Tout juste sorti du succès critique (mérité) de It Follows, David Robert Mitchell s’est lui à l’inverse jeté à corps perdu dans Los Angeles, sa mythologie, sa topographie, sa faune. Comme sur l’affiche, il accompagne son personnage sous les eaux mystérieuses du Silver Lake (dans le district du même nom, résidence actuelle de hipsters, célébrités et membres de la communauté LGBT) pour toucher non pas le fond mais les palmiers emblématiques de la ville. Il/elle coule, et nous avec, vers le cœur de Los Angeles en quelque sorte…
Dès les premières minutes, Under the Silver Lake s’impose donc comme un nouveau film-somme et emblématique de la cité des anges, à l’image de ceux auxquels il se réfère constamment. Et que je ne citerai pas tellement la liste serait interminable…

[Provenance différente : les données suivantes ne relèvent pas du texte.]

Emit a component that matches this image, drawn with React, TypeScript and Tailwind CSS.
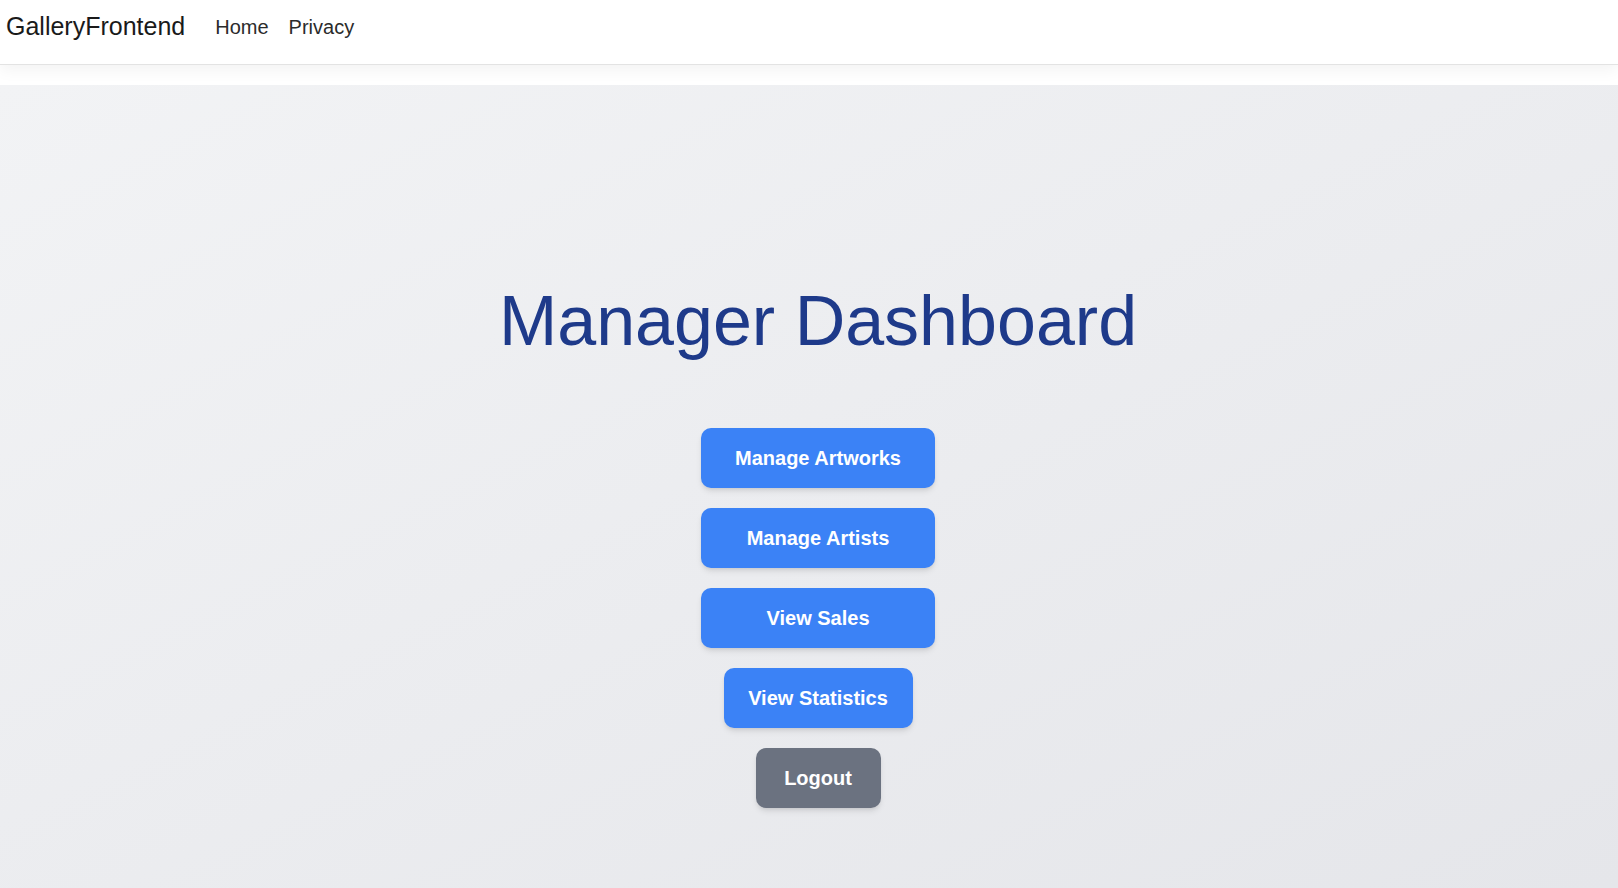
import React from 'react'

const font = { fontFamily: '"Liberation Sans", Arial, sans-serif' }

export default function App() {
  return (
    <div className="min-h-screen bg-white" style={font}>
      {/* Top navbar */}
      <nav className="h-[65px] bg-white border-b border-[#e3e3e3] shadow-[0_5px_15px_rgba(0,0,0,0.05)] mb-[20px] flex items-center pl-[6px] pb-[10px]">
        <a href="#" className="text-[25px] text-[#1a1a1a] mr-[20px] leading-none pb-[2px]">GalleryFrontend</a>
        <a href="#" className="text-[20px] text-[#2b2b2b] px-[10px] leading-none">Home</a>
        <a href="#" className="text-[20px] text-[#2b2b2b] px-[10px] leading-none">Privacy</a>
      </nav>

      {/* Dashboard */}
      <main className="min-h-[803px] bg-gradient-to-br from-[#f2f3f5] to-[#e5e6ea] flex flex-col items-center pt-[196px] pb-[80px] pl-[18px]">
        <h1 className="text-[70px] leading-[80px] text-[#1e3a8a] mb-[67px]">Manager Dashboard</h1>

        <div className="flex flex-col items-center gap-[20px]">
          <button className="w-[234px] h-[60px] rounded-[10px] bg-[#3b82f6] text-white text-[20px] font-bold shadow-md">Manage Artworks</button>
          <button className="w-[234px] h-[60px] rounded-[10px] bg-[#3b82f6] text-white text-[20px] font-bold shadow-md">Manage Artists</button>
          <button className="w-[234px] h-[60px] rounded-[10px] bg-[#3b82f6] text-white text-[20px] font-bold shadow-md">View Sales</button>
          <button className="w-[189px] h-[60px] rounded-[10px] bg-[#3b82f6] text-white text-[20px] font-bold shadow-md">View Statistics</button>
          <button className="w-[125px] h-[60px] rounded-[10px] bg-[#6b7280] text-white text-[20px] font-bold shadow-md">Logout</button>
        </div>
      </main>
    </div>
  )
}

C’est sans doute ce qui m’a le plus impressionné dans le film: j’ai rarement vu une oeuvre alignant aussi consciencieusement les références et les citations, les accumulant soit par la bande, soit par du name-dropping pur et dur, parvenir malgré tout à trouver son propre ton, absolument singulier. Non mais merde, je vais quand même le dire: le mec (David Robert Mitchell donc) parvient à créer un espèce de gigantesque mash up hitchocko-de palmo-polansko-altmano-lynchien (et j’en passe énormément donc) avec une aisance et une fluidité hallucinantes (le rythme est nonchalant, enveloppant). Un film de fétichiste, pour les fétichistes, qui réussit pourtant à créer un nombre incalculable d’images fortes, à la puissance d’évocation assez dingue. Allez, je vais le dire: à ce niveau là (la puissance d’évocation, la croyance dans l’image), ces dernières années, je retiendrai ce film et la saison 3 de Twin Peaks (je les mets pas sur un pied d’égalité, calme toi, je parle simplement de cet aspect là bien précis).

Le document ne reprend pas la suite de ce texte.